When buying a bird I always buy organic, free range if possible. I do the same with my eggs. I don’t want to go into the politics of industrially reared animals and the inhumane conditions they’re kept in. Other than it being the socially responsible thing to do, organic free range chickens just taste better. An animal carries it’s lifestyle in it’s flavour at the end of the day, not to mention it’s nutrition.
I only recently started doing a roast with a thermometer (instead of the juice-runs-clear method) and, for me, there’s no other way to go. It’s not let me down yet!
Roast Chicken with Garlic and Dijon
and a Sun Dried Tomato Stuffing
1 large, organic chicken
3 Tbsp olive oil
1 Tbsp prepared Dijon mustard
salt and pepper (about a teaspoon of each)

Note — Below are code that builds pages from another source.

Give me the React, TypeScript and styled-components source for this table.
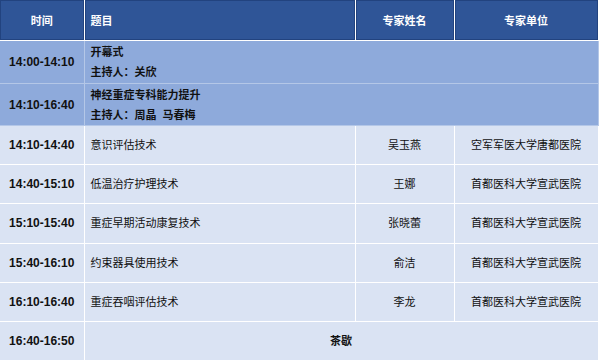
import React from "react";
import styled, { createGlobalStyle } from "styled-components";

const Global = createGlobalStyle`
  html, body { margin: 0; padding: 0; background: #ffffff; }
  body { font-family: "Liberation Sans", "Noto Sans CJK SC", sans-serif; }
`;

const Table = styled.table`
  width: 598px;
  border-collapse: collapse;
  table-layout: fixed;
  font-family: "Liberation Sans", "Noto Sans CJK SC", sans-serif;
  color: #111;
`;

const HeadCell = styled.th<{ $align?: "left" | "center" }>`
  height: 40px;
  padding: 0 6px;
  background: #2f5597;
  color: #ffffff;
  font-size: 11px;
  font-weight: 700;
  text-align: ${(p) => p.$align ?? "center"};
  border: 1px solid #ffffff;
  border-top: none;
  box-shadow: inset 0 0 0 1px #22437f;
  &:first-child { border-left: none; }
`;

const Row = styled.tr<{ $tone: "section" | "item" }>`
  background: ${(p) => (p.$tone === "section" ? "#8eaadb" : "#dae3f3")};
`;

const Cell = styled.td<{ $align?: "left" | "center"; $bold?: boolean; $h: number; $section?: boolean }>`
  height: ${(p) => p.$h}px;
  padding: 0 6px;
  font-size: 11px;
  line-height: 20px;
  font-weight: ${(p) => (p.$bold ? 700 : 400)};
  text-align: ${(p) => p.$align ?? "center"};
  border: 1px solid ${(p) => (p.$section ? "#b4c7e7" : "#ffffff")};
  border-left: 1px solid #ffffff;
  vertical-align: middle;
  white-space: pre;
  &:first-child { border-left: none; }
`;

const TimeCell = styled(Cell)`
  font-size: 12px;
  font-weight: 700;
`;

const Line = styled.div`
  font-weight: 700;
  line-height: 20px;
`;

const items = [
  ["14:10-14:40", "意识评估技术", "吴玉燕", "空军军医大学唐都医院"],
  ["14:40-15:10", "低温治疗护理技术", "王娜", "首都医科大学宣武医院"],
  ["15:10-15:40", "重症早期活动康复技术", "张晓蕾", "首都医科大学宣武医院"],
  ["15:40-16:10", "约束器具使用技术", "俞洁", "首都医科大学宣武医院"],
  ["16:10-16:40", "重症吞咽评估技术", "李龙", "首都医科大学宣武医院"],
];

export default function App() {
  return (
    <>
      <Global />
      <Table>
        <colgroup>
          <col style={{ width: 84 }} />
          <col style={{ width: 271 }} />
          <col style={{ width: 99 }} />
          <col style={{ width: 144 }} />
        </colgroup>
        <thead>
          <tr>
            <HeadCell>时间</HeadCell>
            <HeadCell $align="left">题目</HeadCell>
            <HeadCell>专家姓名</HeadCell>
            <HeadCell>专家单位</HeadCell>
          </tr>
        </thead>
        <tbody>
          <Row $tone="section">
            <TimeCell $h={42} $section>14:00-14:10</TimeCell>
            <Cell $h={42} $section $align="left" colSpan={3}>
              <Line>开幕式</Line>
              <Line>主持人：关欣</Line>
            </Cell>
          </Row>
          <Row $tone="section">
            <TimeCell $h={41} $section>14:10-16:40</TimeCell>
            <Cell $h={41} $section $align="left" colSpan={3}>
              <Line>神经重症专科能力提升</Line>
              <Line>{"主持人：周晶  马春梅"}</Line>
            </Cell>
          </Row>
          {items.map(([time, topic, name, unit]) => (
            <Row $tone="item" key={time}>
              <TimeCell $h={38.2}>{time}</TimeCell>
              <Cell $h={38.2} $align="left">{topic}</Cell>
              <Cell $h={38.2}>{name}</Cell>
              <Cell $h={38.2}>{unit}</Cell>
            </Row>
          ))}
          <Row $tone="item">
            <TimeCell $h={38}>16:40-16:50</TimeCell>
            <Cell $h={38} $bold colSpan={3}>茶歇</Cell>
          </Row>
        </tbody>
      </Table>
    </>
  );
}
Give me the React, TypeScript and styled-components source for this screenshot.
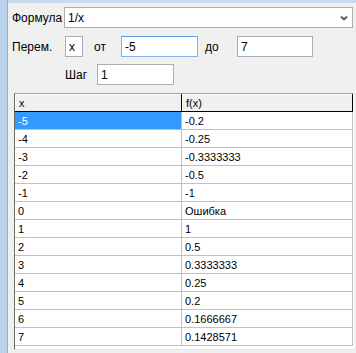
import React from 'react';
import styled, { createGlobalStyle } from 'styled-components';

const GlobalStyle = createGlobalStyle`
  html, body {
    margin: 0;
    padding: 0;
    background: #f0f0f0;
  }
  body {
    font-family: "Liberation Sans", Arial, sans-serif;
    font-size: 11px;
    color: #000;
  }
`;

const Window = styled.div`
  display: flex;
  width: 356px;
  height: 353px;
  overflow: hidden;
  background: #f0f0f0;
`;

const FrameStrip = styled.div`
  width: 7px;
  flex-shrink: 0;
  background: #b9d1ea;
  border-right: 1px solid #9aaec6;
`;

const Panel = styled.div`
  flex: 1;
  display: flex;
  flex-direction: column;
  border-top: 3px solid #c8d9ee;
  padding: 4px 0 0 4px;
  background: #f0f0f0;
`;

const Row = styled.div<{ $top?: number; $indent?: number }>`
  display: flex;
  align-items: center;
  margin-top: ${(p) => p.$top ?? 0}px;
  padding-left: ${(p) => p.$indent ?? 0}px;
`;

const Label = styled.span<{ $width: number; $gap?: number }>`
  width: ${(p) => p.$width}px;
  margin-left: ${(p) => p.$gap ?? 0}px;
  flex-shrink: 0;
  white-space: nowrap;
  font-size: 12px;
`;

const TextBox = styled.div<{ $width: number; $focused?: boolean }>`
  width: ${(p) => p.$width}px;
  height: 21px;
  box-sizing: border-box;
  flex-shrink: 0;
  display: flex;
  align-items: center;
  padding-left: 3px;
  font-size: 12px;
  background: #fff;
  border: 1px solid ${(p) => (p.$focused ? '#7eb4ea' : '#abadb3')};
  border-top-color: ${(p) => (p.$focused ? '#569de5' : '#abadb3')};
`;

const Combo = styled(TextBox)`
  justify-content: space-between;
  padding-right: 4px;
  border-color: #acacac;
`;

const Grid = styled.div`
  margin: 8px 0 0 2px;
  width: 340px;
  height: 257px;
  box-sizing: border-box;
  background: #fff;
  border-top: 1px solid #a0a0a0;
  border-left: 1px solid #696969;
  border-right: 1px solid #ffffff;
  border-bottom: 1px solid #e3e3e3;
  display: grid;
  grid-template-columns: 167px 171px;
  grid-auto-rows: 18px;
  align-content: start;
`;

const HeadCell = styled.div`
  background: #f0f0f0;
  border-right: 1px solid #000;
  border-bottom: 1px solid #000;
  box-shadow: inset 1px 1px 0 #fff;
  display: flex;
  align-items: center;
  padding-left: 4px;
  color: #000;
`;

const Cell = styled.div<{ $selected?: boolean }>`
  background: ${(p) => (p.$selected ? '#3399ff' : '#fff')};
  color: ${(p) => (p.$selected ? '#fff' : '#000')};
  border-right: 1px solid #c0c0c0;
  border-bottom: 1px solid #c0c0c0;
  display: flex;
  align-items: center;
  padding-left: 3px;
`;

const Chevron = () => (
  <svg width="8" height="6" viewBox="0 0 8 6">
    <path d="M1 1.5 L4 4.5 L7 1.5" fill="none" stroke="#555" strokeWidth="1.8" />
  </svg>
);

const rows: [string, string][] = [
  ['-5', '-0.2'],
  ['-4', '-0.25'],
  ['-3', '-0.3333333'],
  ['-2', '-0.5'],
  ['-1', '-1'],
  ['0', 'Ошибка'],
  ['1', '1'],
  ['2', '0.5'],
  ['3', '0.3333333'],
  ['4', '0.25'],
  ['5', '0.2'],
  ['6', '0.1666667'],
  ['7', '0.1428571'],
];

export default function App() {
  return (
    <Window>
      <GlobalStyle />
      <FrameStrip />
      <Panel>
        <Row>
          <Label $width={52}>Формула</Label>
          <Combo $width={289}>
            <span>1/x</span>
            <Chevron />
          </Combo>
        </Row>
        <Row $top={8}>
          <Label $width={53}>Перем.</Label>
          <TextBox $width={18}>x</TextBox>
          <Label $width={27} $gap={11}>от</Label>
          <TextBox $width={77} $focused>-5</TextBox>
          <Label $width={32} $gap={7}>до</Label>
          <TextBox $width={76}>7</TextBox>
        </Row>
        <Row $top={7} $indent={53}>
          <Label $width={32}>Шаг</Label>
          <TextBox $width={77}>1</TextBox>
        </Row>
        <Grid>
          <HeadCell>x</HeadCell>
          <HeadCell>f(x)</HeadCell>
          {rows.map(([x, fx], i) => (
            <React.Fragment key={x}>
              <Cell $selected={i === 0}>{x}</Cell>
              <Cell>{fx}</Cell>
            </React.Fragment>
          ))}
        </Grid>
      </Panel>
    </Window>
  );
}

10 cloves garlic, just peeled
for the stuffing:
¼ cup bread crumbs
6 – 8 sun dried tomatoes, drained (if in oil) and chopped
1 large onion, chopped coarsely
2 large cloves garlic, chopped coarsely
¼ cup white wine
1 Tbsp Dijon mustard
½ tsp salt
– take the bird out of the fridge an hour before cooking it, to let it warm up to room temperature.

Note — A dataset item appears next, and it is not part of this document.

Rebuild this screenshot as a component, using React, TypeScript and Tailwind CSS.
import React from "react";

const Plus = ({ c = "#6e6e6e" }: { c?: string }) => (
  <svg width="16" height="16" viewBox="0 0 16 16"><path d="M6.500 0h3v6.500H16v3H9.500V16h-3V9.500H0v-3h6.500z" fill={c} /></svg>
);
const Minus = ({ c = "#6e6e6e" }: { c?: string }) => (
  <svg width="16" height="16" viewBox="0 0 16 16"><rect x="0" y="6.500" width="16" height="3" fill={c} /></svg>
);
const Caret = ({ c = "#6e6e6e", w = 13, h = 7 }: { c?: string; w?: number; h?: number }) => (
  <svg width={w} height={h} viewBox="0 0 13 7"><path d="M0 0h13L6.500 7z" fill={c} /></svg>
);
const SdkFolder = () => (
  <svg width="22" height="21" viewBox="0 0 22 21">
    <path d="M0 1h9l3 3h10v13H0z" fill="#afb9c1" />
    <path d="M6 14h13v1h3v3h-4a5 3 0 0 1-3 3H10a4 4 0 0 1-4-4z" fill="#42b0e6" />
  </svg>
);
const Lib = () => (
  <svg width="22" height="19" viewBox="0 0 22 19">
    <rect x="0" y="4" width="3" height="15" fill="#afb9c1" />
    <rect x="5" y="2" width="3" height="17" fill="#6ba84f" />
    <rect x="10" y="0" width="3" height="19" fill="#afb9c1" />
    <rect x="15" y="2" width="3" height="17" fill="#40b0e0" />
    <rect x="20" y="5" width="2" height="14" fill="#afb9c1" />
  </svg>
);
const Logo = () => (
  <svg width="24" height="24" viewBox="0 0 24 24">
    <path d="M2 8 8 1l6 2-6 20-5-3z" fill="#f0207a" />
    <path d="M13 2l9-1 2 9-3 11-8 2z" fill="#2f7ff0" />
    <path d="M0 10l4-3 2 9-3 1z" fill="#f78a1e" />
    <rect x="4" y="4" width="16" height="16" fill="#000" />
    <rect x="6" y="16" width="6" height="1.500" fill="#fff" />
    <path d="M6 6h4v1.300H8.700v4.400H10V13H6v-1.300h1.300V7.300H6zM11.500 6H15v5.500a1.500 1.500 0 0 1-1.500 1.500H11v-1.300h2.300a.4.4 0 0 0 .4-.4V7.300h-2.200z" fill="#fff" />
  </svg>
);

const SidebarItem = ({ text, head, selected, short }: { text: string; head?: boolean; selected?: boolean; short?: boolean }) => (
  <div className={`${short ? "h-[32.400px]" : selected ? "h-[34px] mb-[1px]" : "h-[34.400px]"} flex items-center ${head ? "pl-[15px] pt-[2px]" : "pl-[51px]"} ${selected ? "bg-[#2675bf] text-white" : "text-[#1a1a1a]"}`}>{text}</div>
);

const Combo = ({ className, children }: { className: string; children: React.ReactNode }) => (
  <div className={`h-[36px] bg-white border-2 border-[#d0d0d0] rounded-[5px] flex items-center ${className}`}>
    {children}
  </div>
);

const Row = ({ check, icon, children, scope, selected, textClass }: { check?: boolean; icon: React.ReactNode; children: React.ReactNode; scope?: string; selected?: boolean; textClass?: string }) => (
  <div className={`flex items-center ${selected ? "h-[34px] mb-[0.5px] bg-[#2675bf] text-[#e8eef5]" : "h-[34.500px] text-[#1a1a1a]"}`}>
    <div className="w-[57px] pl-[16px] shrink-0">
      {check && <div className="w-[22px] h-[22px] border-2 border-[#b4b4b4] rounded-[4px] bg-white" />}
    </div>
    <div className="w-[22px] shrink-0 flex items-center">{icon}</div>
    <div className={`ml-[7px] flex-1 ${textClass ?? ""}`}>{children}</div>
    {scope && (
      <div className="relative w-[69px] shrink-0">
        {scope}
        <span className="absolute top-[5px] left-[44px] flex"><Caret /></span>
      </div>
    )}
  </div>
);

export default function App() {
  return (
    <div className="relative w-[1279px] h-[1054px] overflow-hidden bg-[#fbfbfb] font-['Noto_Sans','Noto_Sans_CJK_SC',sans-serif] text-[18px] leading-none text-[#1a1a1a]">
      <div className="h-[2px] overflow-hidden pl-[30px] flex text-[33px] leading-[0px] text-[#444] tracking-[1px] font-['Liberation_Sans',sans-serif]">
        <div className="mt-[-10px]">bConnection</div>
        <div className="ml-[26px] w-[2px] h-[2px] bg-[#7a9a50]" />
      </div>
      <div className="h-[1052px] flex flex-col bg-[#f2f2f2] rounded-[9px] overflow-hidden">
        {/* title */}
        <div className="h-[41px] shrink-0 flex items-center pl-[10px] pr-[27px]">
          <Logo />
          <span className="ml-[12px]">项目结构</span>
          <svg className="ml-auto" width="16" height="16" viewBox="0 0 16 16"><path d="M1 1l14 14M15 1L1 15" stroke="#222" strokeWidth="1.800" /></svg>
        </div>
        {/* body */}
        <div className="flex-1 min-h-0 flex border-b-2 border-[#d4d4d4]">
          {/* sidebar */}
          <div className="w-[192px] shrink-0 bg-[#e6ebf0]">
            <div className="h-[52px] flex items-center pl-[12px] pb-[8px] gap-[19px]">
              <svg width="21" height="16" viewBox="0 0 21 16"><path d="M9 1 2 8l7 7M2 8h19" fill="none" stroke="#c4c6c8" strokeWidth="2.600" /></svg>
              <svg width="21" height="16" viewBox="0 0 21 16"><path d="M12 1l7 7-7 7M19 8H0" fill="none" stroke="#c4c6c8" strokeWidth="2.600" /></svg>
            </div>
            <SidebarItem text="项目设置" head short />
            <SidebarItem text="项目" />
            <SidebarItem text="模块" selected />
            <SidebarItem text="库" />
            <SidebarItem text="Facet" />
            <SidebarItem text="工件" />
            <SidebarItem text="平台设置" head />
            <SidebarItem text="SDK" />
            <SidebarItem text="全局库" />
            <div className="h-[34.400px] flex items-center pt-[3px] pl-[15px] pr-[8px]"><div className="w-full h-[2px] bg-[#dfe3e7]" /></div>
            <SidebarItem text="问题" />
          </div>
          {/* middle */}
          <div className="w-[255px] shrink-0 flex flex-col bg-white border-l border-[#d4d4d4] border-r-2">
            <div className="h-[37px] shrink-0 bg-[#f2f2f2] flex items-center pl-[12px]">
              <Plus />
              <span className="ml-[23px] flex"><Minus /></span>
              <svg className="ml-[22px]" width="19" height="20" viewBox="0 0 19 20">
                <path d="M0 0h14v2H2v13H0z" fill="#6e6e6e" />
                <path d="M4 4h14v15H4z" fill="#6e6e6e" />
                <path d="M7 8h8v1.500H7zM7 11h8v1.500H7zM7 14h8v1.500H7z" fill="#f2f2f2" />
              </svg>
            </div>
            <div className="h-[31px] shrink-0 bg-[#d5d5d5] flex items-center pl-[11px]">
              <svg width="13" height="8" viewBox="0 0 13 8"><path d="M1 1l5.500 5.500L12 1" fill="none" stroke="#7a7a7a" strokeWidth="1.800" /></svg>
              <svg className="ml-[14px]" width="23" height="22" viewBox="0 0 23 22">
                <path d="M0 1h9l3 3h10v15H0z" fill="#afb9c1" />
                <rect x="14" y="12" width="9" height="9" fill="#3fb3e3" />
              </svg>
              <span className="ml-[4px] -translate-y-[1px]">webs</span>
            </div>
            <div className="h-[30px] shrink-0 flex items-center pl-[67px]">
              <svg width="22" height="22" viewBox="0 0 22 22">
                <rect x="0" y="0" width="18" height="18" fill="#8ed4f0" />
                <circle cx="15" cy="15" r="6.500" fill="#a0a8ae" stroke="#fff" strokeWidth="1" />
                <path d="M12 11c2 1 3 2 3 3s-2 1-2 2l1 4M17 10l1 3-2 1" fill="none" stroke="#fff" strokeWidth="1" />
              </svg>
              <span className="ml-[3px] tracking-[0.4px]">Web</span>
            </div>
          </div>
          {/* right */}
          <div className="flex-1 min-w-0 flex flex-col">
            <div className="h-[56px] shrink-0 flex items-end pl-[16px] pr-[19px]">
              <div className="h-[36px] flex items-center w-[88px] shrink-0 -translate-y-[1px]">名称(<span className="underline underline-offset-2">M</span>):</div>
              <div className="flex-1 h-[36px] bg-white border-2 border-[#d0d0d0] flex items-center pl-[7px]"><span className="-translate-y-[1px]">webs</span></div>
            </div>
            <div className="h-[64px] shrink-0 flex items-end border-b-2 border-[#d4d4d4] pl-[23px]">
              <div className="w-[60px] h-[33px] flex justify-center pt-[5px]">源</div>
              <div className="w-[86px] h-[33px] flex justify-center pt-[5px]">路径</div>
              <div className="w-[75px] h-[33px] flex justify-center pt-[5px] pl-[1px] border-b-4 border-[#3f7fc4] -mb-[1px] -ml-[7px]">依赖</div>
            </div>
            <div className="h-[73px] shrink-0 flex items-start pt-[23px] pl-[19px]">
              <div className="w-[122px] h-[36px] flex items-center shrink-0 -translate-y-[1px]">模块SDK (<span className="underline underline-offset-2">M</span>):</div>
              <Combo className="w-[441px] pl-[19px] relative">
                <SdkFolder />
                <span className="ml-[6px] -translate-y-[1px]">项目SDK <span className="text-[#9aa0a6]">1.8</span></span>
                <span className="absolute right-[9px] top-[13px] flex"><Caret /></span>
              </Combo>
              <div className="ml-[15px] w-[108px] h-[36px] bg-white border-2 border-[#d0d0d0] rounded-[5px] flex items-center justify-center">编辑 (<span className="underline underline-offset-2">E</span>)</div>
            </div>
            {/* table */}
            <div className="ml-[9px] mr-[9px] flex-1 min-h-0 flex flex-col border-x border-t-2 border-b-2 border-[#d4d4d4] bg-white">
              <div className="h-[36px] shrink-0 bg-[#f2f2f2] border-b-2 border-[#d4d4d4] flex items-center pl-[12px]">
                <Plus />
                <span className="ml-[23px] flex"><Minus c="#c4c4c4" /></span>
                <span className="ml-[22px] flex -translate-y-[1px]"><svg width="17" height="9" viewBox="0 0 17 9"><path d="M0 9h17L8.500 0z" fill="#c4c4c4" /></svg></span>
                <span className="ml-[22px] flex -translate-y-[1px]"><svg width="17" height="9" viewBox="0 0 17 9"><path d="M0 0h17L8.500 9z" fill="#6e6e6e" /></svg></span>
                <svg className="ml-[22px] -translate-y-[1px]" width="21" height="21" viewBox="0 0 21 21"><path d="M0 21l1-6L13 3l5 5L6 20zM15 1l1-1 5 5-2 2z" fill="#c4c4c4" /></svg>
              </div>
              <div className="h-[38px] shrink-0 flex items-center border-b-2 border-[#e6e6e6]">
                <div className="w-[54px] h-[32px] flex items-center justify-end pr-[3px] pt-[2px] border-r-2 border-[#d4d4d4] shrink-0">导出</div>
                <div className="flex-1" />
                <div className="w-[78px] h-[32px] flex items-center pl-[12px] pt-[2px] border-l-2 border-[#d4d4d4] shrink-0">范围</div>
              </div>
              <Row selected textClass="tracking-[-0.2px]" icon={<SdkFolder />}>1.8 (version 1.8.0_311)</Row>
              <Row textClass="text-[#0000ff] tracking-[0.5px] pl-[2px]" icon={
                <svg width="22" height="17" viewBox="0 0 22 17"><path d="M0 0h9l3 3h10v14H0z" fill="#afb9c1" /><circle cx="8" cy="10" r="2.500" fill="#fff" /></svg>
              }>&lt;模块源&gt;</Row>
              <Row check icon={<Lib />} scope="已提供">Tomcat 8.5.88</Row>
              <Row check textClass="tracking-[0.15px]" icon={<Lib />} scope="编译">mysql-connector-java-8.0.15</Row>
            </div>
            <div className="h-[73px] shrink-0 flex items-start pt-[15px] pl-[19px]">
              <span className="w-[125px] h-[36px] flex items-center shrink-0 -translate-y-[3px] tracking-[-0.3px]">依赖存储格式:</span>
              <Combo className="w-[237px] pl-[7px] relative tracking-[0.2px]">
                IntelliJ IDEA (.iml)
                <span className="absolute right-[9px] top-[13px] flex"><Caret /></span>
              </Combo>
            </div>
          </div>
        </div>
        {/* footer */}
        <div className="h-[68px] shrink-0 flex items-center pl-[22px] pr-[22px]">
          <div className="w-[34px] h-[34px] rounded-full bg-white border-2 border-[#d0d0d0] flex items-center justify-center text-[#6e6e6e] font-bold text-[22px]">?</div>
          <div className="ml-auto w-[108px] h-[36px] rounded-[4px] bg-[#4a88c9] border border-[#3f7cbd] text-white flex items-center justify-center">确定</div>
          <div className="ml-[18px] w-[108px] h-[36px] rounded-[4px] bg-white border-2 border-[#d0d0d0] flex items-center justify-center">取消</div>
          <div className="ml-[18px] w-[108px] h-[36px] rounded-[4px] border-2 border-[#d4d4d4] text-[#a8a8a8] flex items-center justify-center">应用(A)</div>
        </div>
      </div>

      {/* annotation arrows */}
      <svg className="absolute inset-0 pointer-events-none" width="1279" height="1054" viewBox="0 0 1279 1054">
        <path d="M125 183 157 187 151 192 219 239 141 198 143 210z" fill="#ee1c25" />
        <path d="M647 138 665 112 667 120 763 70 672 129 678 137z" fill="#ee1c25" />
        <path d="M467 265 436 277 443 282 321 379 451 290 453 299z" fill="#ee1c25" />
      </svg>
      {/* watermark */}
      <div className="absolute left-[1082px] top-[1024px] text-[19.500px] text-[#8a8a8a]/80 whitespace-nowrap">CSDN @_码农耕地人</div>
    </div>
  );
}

– preheat your oven to 400˚ F, with the rack in the middle.
– rinse the bird, inside and out, and pat dry.
– mix all the ingredients for the stuffing in a bowl.

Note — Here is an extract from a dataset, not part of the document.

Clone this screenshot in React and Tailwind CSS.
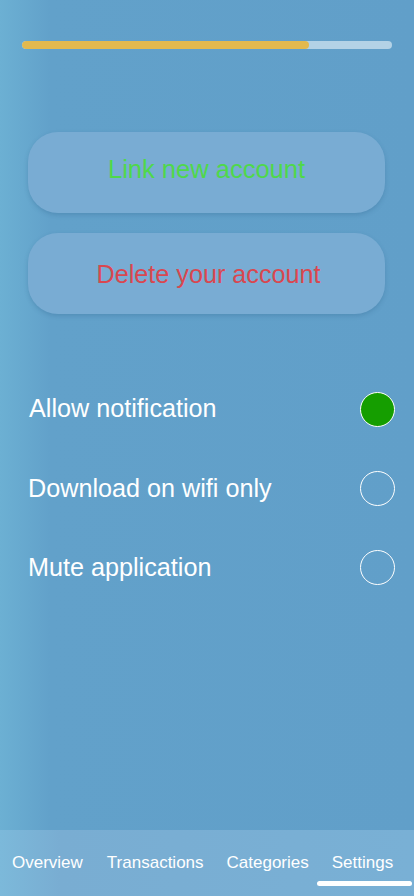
export default function App() {
  const settings = [
    { label: "Allow notification", on: true },
    { label: "Download on wifi only", on: false },
    { label: "Mute application", on: false },
  ];

  return (
    <div
      className="relative w-[414px] h-[896px] overflow-hidden flex flex-col bg-[#619fc9] bg-[linear-gradient(90deg,#6cb0d3_0px,#62a1ca_50px,#619fc9_100%)]"
      style={{ fontFamily: '"Liberation Sans", Arial, sans-serif' }}
    >
      {/* progress */}
      <div className="pt-[41px] px-[22px]">
        <div className="h-[8px] w-[370px] rounded-full bg-[#b3d2e6] overflow-hidden">
          <div className="h-full w-[77.5%] rounded-full bg-[#e3b94e]" />
        </div>
      </div>

      {/* account buttons */}
      <div className="mt-[83px] px-[28px] flex flex-col gap-[20px]">
        <button className="h-[81px] w-[357px] rounded-[30px] bg-[#79acd3] shadow-[0_2px_4px_rgba(40,90,130,0.25)] text-[25.5px] text-[#4fd84a] pb-[6px]">
          Link new account
        </button>
        <button className="h-[81px] w-[357px] rounded-[30px] bg-[#79acd3] shadow-[0_2px_4px_rgba(40,90,130,0.25)] text-[25.2px] text-[#d9474f] pt-[3px] pl-[4px]">
          Delete your account
        </button>
      </div>

      {/* toggles */}
      <div className="mt-[78px] flex flex-col gap-[44px] pl-[28px] pr-[19px]">
        {settings.map((s, i) => (
          <div key={s.label} className="flex items-center justify-between h-[35px]">
            <span className={`text-[25.2px] text-white ${i === 0 ? "pl-[1px] -mt-[2px]" : ""}`}>{s.label}</span>
            <span
              className={`w-[35px] h-[35px] rounded-full border border-white ${
                s.on ? "bg-[#159e00]" : ""
              }`}
            />
          </div>
        ))}
      </div>

      <div className="flex-1" />

      {/* tab bar */}
      <div className="relative h-[66px] bg-[#79b1d5] bg-[linear-gradient(90deg,#7cb9da_0px,#79add2_60px,#79b0d5_100%)] flex items-start pt-[20px] text-[17px] text-white">
        <span className="ml-[12px]">Overview</span>
        <span className="ml-[24px]">Transactions</span>
        <span className="ml-[23px]">Categories</span>
        <span className="ml-[23px]">Settings</span>
        <div className="absolute left-[317px] top-[51px] h-[5px] w-[95px] rounded-full bg-white" />
      </div>
    </div>
  );
}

– whisk together the Dijon, oil and salt and pepper. They won’t want to mix very well, that’s okay.
– with your fingers, gently separate the skin on the breast from the meat. I find it quite easy to start at the neck end and carefully work a couple fingers between the skin and meat.
– stuff 3 of the garlic cloves down each breast, between the skin and the meat.
– at the thickest part of the tight, make a deep slice with a sharp knife, cross ways to the length. Push 2 garlic cloves into each gash.
– now stuff the cavity of the chicken with the sun dried tomato mix.
– Tie the chicken up with kitchen string. instructions here if you need them.
– rub the oil/Dijon mix evenly over the skin of the chicken.
– place the chicken, breast side down, on a rack in a roasting pan. I put my potatoes, if we’re having, in with the chicken, but I usually roast other veg (like carrots, onions, sweet potatoes and parsnips) in a separate dish.
– roast the chicken this way for 10 or 15 minutes, then take it out the oven, turn it breast side up and roast again for about 30 minutes, checking often, until the juices run clear or a thermometer inserted between the body and thigh is at 165˚ F.
– if you notice that the skin is getting too brown before the bird is cooked, put a loose piece of tin foil over the top of the bird to protect it.
– when the bird is done, remove from oven, place a piece of foil and a tea towl on top of it and let it rest for about 10 minutes before serving.